# [Set problem]
Repeat every line of the data exactly, but not the pictures.

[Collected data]
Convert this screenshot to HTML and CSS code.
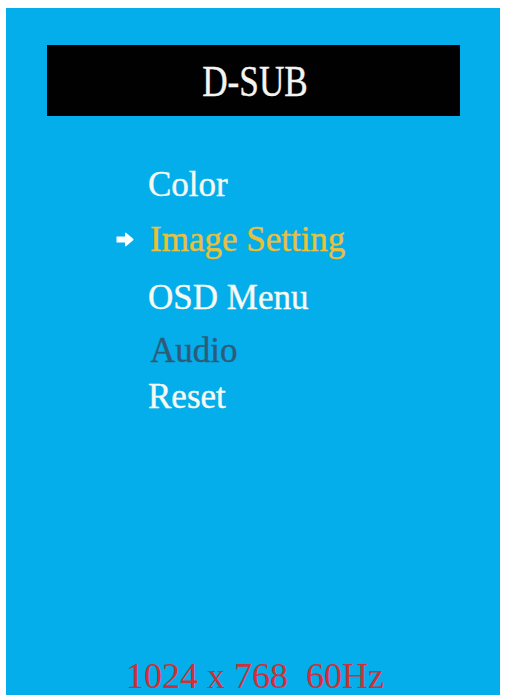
FILE: index.html
```html
<!DOCTYPE html>
<html lang="en">
<head>
<meta charset="utf-8">
<title>D-SUB OSD</title>
<link rel="stylesheet" href="styles.css">
</head>
<body>
<div class="osd">
  <div class="title-bar"><span class="title">D-SUB</span></div>
  <ul class="menu">
    <li class="item item-color">Color</li>
    <li class="item item-image active">
      <svg class="pointer" width="18" height="15" viewBox="0 0 18 15" aria-hidden="true">
        <path d="M0.5 4.5 H9 V1 Q9.6 0.2 10.4 0.9 L17.2 6.8 Q17.8 7.5 17.2 8.2 L10.4 14.1 Q9.6 14.8 9 14 V10.5 H0.5 Z" fill="#ffffff"/>
      </svg>Image Setting</li>
    <li class="item item-osd">OSD Menu</li>
    <li class="item item-audio disabled">Audio</li>
    <li class="item item-reset">Reset</li>
  </ul>
  <div class="status">1024 x 768&nbsp;&nbsp;60Hz</div>
</div>
</body>
</html>
```

FILE: styles.css
```css
html, body {
  margin: 0;
  padding: 0;
  background: #ffffff;
}

body {
  width: 506px;
  height: 695px;
  overflow: hidden;
  font-family: "Liberation Serif", "Times New Roman", serif;
}

.osd {
  margin: 8px 0 0 6px;
  width: 494px;
  height: 687px;
  background: #04aeeb;
  box-sizing: border-box;
  padding-top: 37px;
  padding-bottom: 2px;
  display: flex;
  flex-direction: column;
  overflow: hidden;
}

.title-bar {
  margin-left: 41px;
  width: 413px;
  height: 71px;
  background: #010101;
  display: flex;
  align-items: center;
  justify-content: center;
}

.title {
  color: #f4f4f0;
  font-size: 44px;
  line-height: 44px;
  display: inline-block;
  transform: scaleX(0.8);
  margin-left: 4px;
  margin-top: 2px;
  -webkit-text-stroke: 0.4px #f4f4f0;
}

.menu {
  list-style: none;
  margin: 49px 0 0 0;
  padding: 0 0 0 142px;
  display: flex;
  flex-direction: column;
}

.item {
  position: relative;
  font-size: 35px;
  line-height: 40px;
  height: 40px;
  color: #f6faf2;
  -webkit-text-stroke: 0.4px currentColor;
  white-space: nowrap;
}

.item-image { margin-top: 15px; padding-left: 2px; }
.item-osd { margin-top: 18px; }
.item-audio { margin-top: 13px; padding-left: 2px; }
.item-reset { margin-top: 6px; }

.active {
  color: #e9c03c;
}

.disabled {
  color: #2d5c79;
}

.pointer {
  position: absolute;
  left: -32px;
  top: 12px;
}

.status {
  margin-top: auto;
  text-align: center;
  padding-left: 4px;
  color: #cf3037;
  font-size: 36px;
  line-height: 34px;
  height: 34px;
}
```
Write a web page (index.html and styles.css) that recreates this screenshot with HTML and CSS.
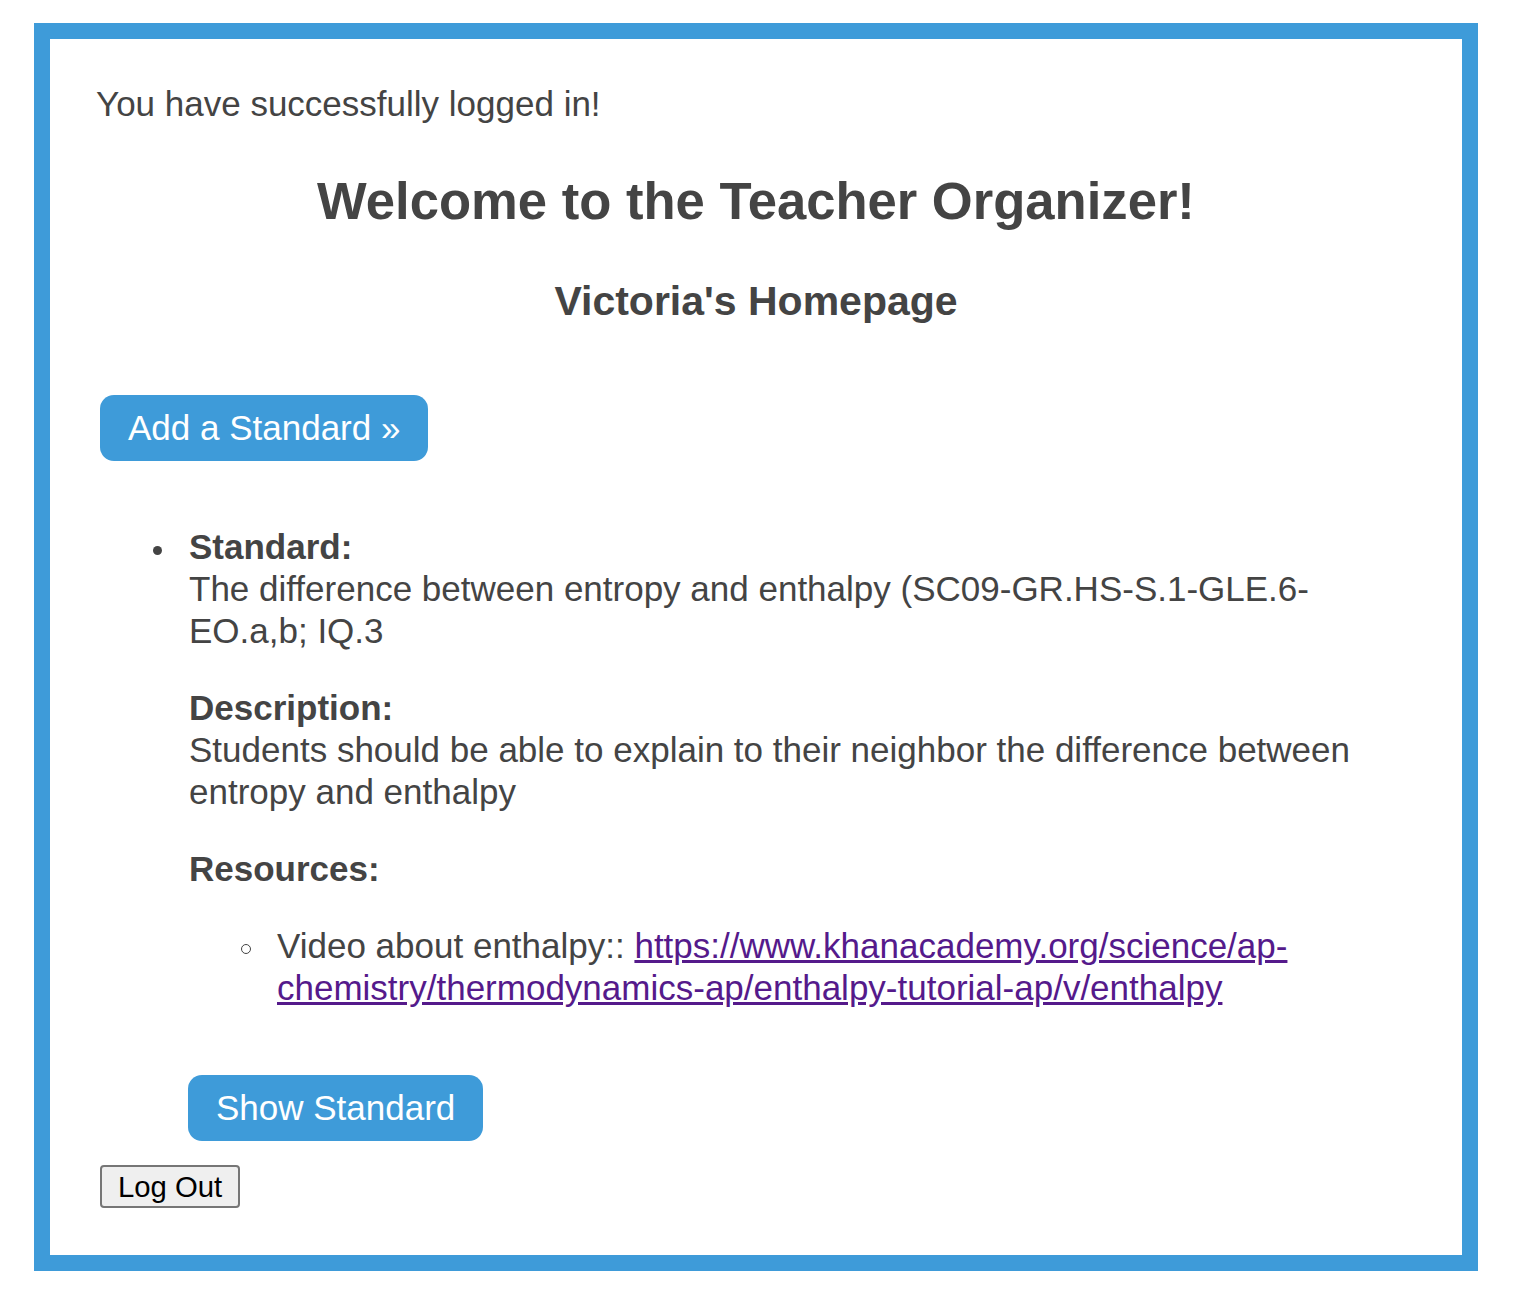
FILE: index.html
```html
<!DOCTYPE html>
<html lang="en">
<head>
<meta charset="utf-8">
<title>Teacher Organizer</title>
<link rel="stylesheet" href="styles.css">
</head>
<body>
<div class="frame">
  <p class="flash">You have successfully logged in!</p>
  <h1 class="title">Welcome to the Teacher Organizer!</h1>
  <h2 class="subtitle">Victoria's Homepage</h2>
  <div class="actions"><a class="btn" href="#">Add a Standard &raquo;</a></div>
  <ul class="standards">
    <li class="standard-item">
      <div class="field"><b>Standard:</b><br>The difference between entropy and enthalpy (SC09-GR.HS-S.1-GLE.6-EO.a,b; IQ.3</div>
      <div class="field spaced"><b>Description:</b><br>Students should be able to explain to their neighbor the difference between entropy and enthalpy</div>
      <div class="field spaced"><b>Resources:</b></div>
      <ul class="resources">
        <li class="resource-item">Video about enthalpy:: <a class="res-link" href="#">https://www.khanacademy.org/science/ap-chemistry/thermodynamics-ap/enthalpy-tutorial-ap/v/enthalpy</a></li>
      </ul>
      <div class="show"><a class="btn" href="#">Show Standard</a></div>
    </li>
  </ul>
  <div class="logout"><button class="logout-btn" type="button">Log Out</button></div>
</div>
</body>
</html>
```

FILE: styles.css
```css
html, body {
  margin: 0;
  padding: 0;
  background: #ffffff;
}

body {
  font-family: "Liberation Sans", Arial, Helvetica, sans-serif;
  font-size: 35px;
  line-height: 42px;
  color: #444444;
}

.frame {
  box-sizing: border-box;
  width: 1444px;
  margin: 23px 0 0 34px;
  border: 16px solid #3e9bd9;
  padding: 44px 50px 47px 50px;
}

.flash {
  margin: 0 0 0 -4px;
}

.title {
  margin: 45px 0 0;
  font-size: 52.6px;
  line-height: 61px;
  font-weight: bold;
  text-align: center;
}

.subtitle {
  margin: 46px 0 0;
  font-size: 41px;
  line-height: 48px;
  font-weight: bold;
  text-align: center;
}

.actions {
  display: flex;
  margin-top: 70px;
}

.btn {
  display: inline-block;
  background: #3e9bd9;
  color: #ffffff;
  text-decoration: none;
  font-size: 35px;
  line-height: 42px;
  padding: 12px 28px;
  border-radius: 14px;
}

.standards {
  margin: 65px 0 0;
  padding-left: 89px;
  list-style: none;
}

.standard-item {
  position: relative;
}

.standard-item::before {
  content: "";
  position: absolute;
  left: -36px;
  top: 20px;
  width: 9px;
  height: 9px;
  border-radius: 50%;
  background: #444444;
}

.field.spaced {
  margin-top: 35px;
}

.resources {
  margin: 35px 0 0;
  padding-left: 88px;
  list-style: none;
}

.resource-item {
  position: relative;
}

.resource-item::before {
  content: "";
  position: absolute;
  left: -36px;
  top: 19px;
  width: 8px;
  height: 8px;
  border-radius: 50%;
  border: 1.5px solid #444444;
}

.res-link {
  color: #551a8b;
  text-decoration: underline;
}

.show {
  display: flex;
  margin-top: 66px;
  margin-left: -1px;
}

.logout {
  display: flex;
  margin-top: 24px;
}

.logout-btn {
  font-family: "Liberation Sans", Arial, Helvetica, sans-serif;
  font-size: 29.3px;
  line-height: 39px;
  height: 43px;
  padding: 0 16px;
  color: #000000;
  background: #efefef;
  border: 2px solid #767676;
  border-radius: 4px;
}
```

# [Response for this exercise]
Convert this screenshot to HTML and CSS code.
FILE: index.html
```html
<!DOCTYPE html>
<html lang="en">
<head>
<meta charset="utf-8">
<title>D-SUB OSD</title>
<link rel="stylesheet" href="styles.css">
</head>
<body>
<div class="osd">
  <div class="title-bar"><span class="title">D-SUB</span></div>
  <ul class="menu">
    <li class="item item-color">Color</li>
    <li class="item item-image active">
      <svg class="pointer" width="18" height="15" viewBox="0 0 18 15" aria-hidden="true">
        <path d="M0.5 4.5 H9 V1 Q9.6 0.2 10.4 0.9 L17.2 6.8 Q17.8 7.5 17.2 8.2 L10.4 14.1 Q9.6 14.8 9 14 V10.5 H0.5 Z" fill="#ffffff"/>
      </svg>Image Setting</li>
    <li class="item item-osd">OSD Menu</li>
    <li class="item item-audio disabled">Audio</li>
    <li class="item item-reset">Reset</li>
  </ul>
  <div class="status">1024 x 768&nbsp;&nbsp;60Hz</div>
</div>
</body>
</html>
```

FILE: styles.css
```css
html, body {
  margin: 0;
  padding: 0;
  background: #ffffff;
}

body {
  width: 506px;
  height: 695px;
  overflow: hidden;
  font-family: "Liberation Serif", "Times New Roman", serif;
}

.osd {
  margin: 8px 0 0 6px;
  width: 494px;
  height: 687px;
  background: #04aeeb;
  box-sizing: border-box;
  padding-top: 37px;
  padding-bottom: 2px;
  display: flex;
  flex-direction: column;
  overflow: hidden;
}

.title-bar {
  margin-left: 41px;
  width: 413px;
  height: 71px;
  background: #010101;
  display: flex;
  align-items: center;
  justify-content: center;
}

.title {
  color: #f4f4f0;
  font-size: 44px;
  line-height: 44px;
  display: inline-block;
  transform: scaleX(0.8);
  margin-left: 4px;
  margin-top: 2px;
  -webkit-text-stroke: 0.4px #f4f4f0;
}

.menu {
  list-style: none;
  margin: 49px 0 0 0;
  padding: 0 0 0 142px;
  display: flex;
  flex-direction: column;
}

.item {
  position: relative;
  font-size: 35px;
  line-height: 40px;
  height: 40px;
  color: #f6faf2;
  -webkit-text-stroke: 0.4px currentColor;
  white-space: nowrap;
}

.item-image { margin-top: 15px; padding-left: 2px; }
.item-osd { margin-top: 18px; }
.item-audio { margin-top: 13px; padding-left: 2px; }
.item-reset { margin-top: 6px; }

.active {
  color: #e9c03c;
}

.disabled {
  color: #2d5c79;
}

.pointer {
  position: absolute;
  left: -32px;
  top: 12px;
}

.status {
  margin-top: auto;
  text-align: center;
  padding-left: 4px;
  color: #cf3037;
  font-size: 36px;
  line-height: 34px;
  height: 34px;
}
```
Write a web page (index.html and styles.css) that recreates this screenshot with HTML and CSS.
FILE: index.html
```html
<!DOCTYPE html>
<html lang="en">
<head>
<meta charset="utf-8">
<title>Teacher Organizer</title>
<link rel="stylesheet" href="styles.css">
</head>
<body>
<div class="frame">
  <p class="flash">You have successfully logged in!</p>
  <h1 class="title">Welcome to the Teacher Organizer!</h1>
  <h2 class="subtitle">Victoria's Homepage</h2>
  <div class="actions"><a class="btn" href="#">Add a Standard &raquo;</a></div>
  <ul class="standards">
    <li class="standard-item">
      <div class="field"><b>Standard:</b><br>The difference between entropy and enthalpy (SC09-GR.HS-S.1-GLE.6-EO.a,b; IQ.3</div>
      <div class="field spaced"><b>Description:</b><br>Students should be able to explain to their neighbor the difference between entropy and enthalpy</div>
      <div class="field spaced"><b>Resources:</b></div>
      <ul class="resources">
        <li class="resource-item">Video about enthalpy:: <a class="res-link" href="#">https://www.khanacademy.org/science/ap-chemistry/thermodynamics-ap/enthalpy-tutorial-ap/v/enthalpy</a></li>
      </ul>
      <div class="show"><a class="btn" href="#">Show Standard</a></div>
    </li>
  </ul>
  <div class="logout"><button class="logout-btn" type="button">Log Out</button></div>
</div>
</body>
</html>
```

FILE: styles.css
```css
html, body {
  margin: 0;
  padding: 0;
  background: #ffffff;
}

body {
  font-family: "Liberation Sans", Arial, Helvetica, sans-serif;
  font-size: 35px;
  line-height: 42px;
  color: #444444;
}

.frame {
  box-sizing: border-box;
  width: 1444px;
  margin: 23px 0 0 34px;
  border: 16px solid #3e9bd9;
  padding: 44px 50px 47px 50px;
}

.flash {
  margin: 0 0 0 -4px;
}

.title {
  margin: 45px 0 0;
  font-size: 52.6px;
  line-height: 61px;
  font-weight: bold;
  text-align: center;
}

.subtitle {
  margin: 46px 0 0;
  font-size: 41px;
  line-height: 48px;
  font-weight: bold;
  text-align: center;
}

.actions {
  display: flex;
  margin-top: 70px;
}

.btn {
  display: inline-block;
  background: #3e9bd9;
  color: #ffffff;
  text-decoration: none;
  font-size: 35px;
  line-height: 42px;
  padding: 12px 28px;
  border-radius: 14px;
}

.standards {
  margin: 65px 0 0;
  padding-left: 89px;
  list-style: none;
}

.standard-item {
  position: relative;
}

.standard-item::before {
  content: "";
  position: absolute;
  left: -36px;
  top: 20px;
  width: 9px;
  height: 9px;
  border-radius: 50%;
  background: #444444;
}

.field.spaced {
  margin-top: 35px;
}

.resources {
  margin: 35px 0 0;
  padding-left: 88px;
  list-style: none;
}

.resource-item {
  position: relative;
}

.resource-item::before {
  content: "";
  position: absolute;
  left: -36px;
  top: 19px;
  width: 8px;
  height: 8px;
  border-radius: 50%;
  border: 1.5px solid #444444;
}

.res-link {
  color: #551a8b;
  text-decoration: underline;
}

.show {
  display: flex;
  margin-top: 66px;
  margin-left: -1px;
}

.logout {
  display: flex;
  margin-top: 24px;
}

.logout-btn {
  font-family: "Liberation Sans", Arial, Helvetica, sans-serif;
  font-size: 29.3px;
  line-height: 39px;
  height: 43px;
  padding: 0 16px;
  color: #000000;
  background: #efefef;
  border: 2px solid #767676;
  border-radius: 4px;
}
```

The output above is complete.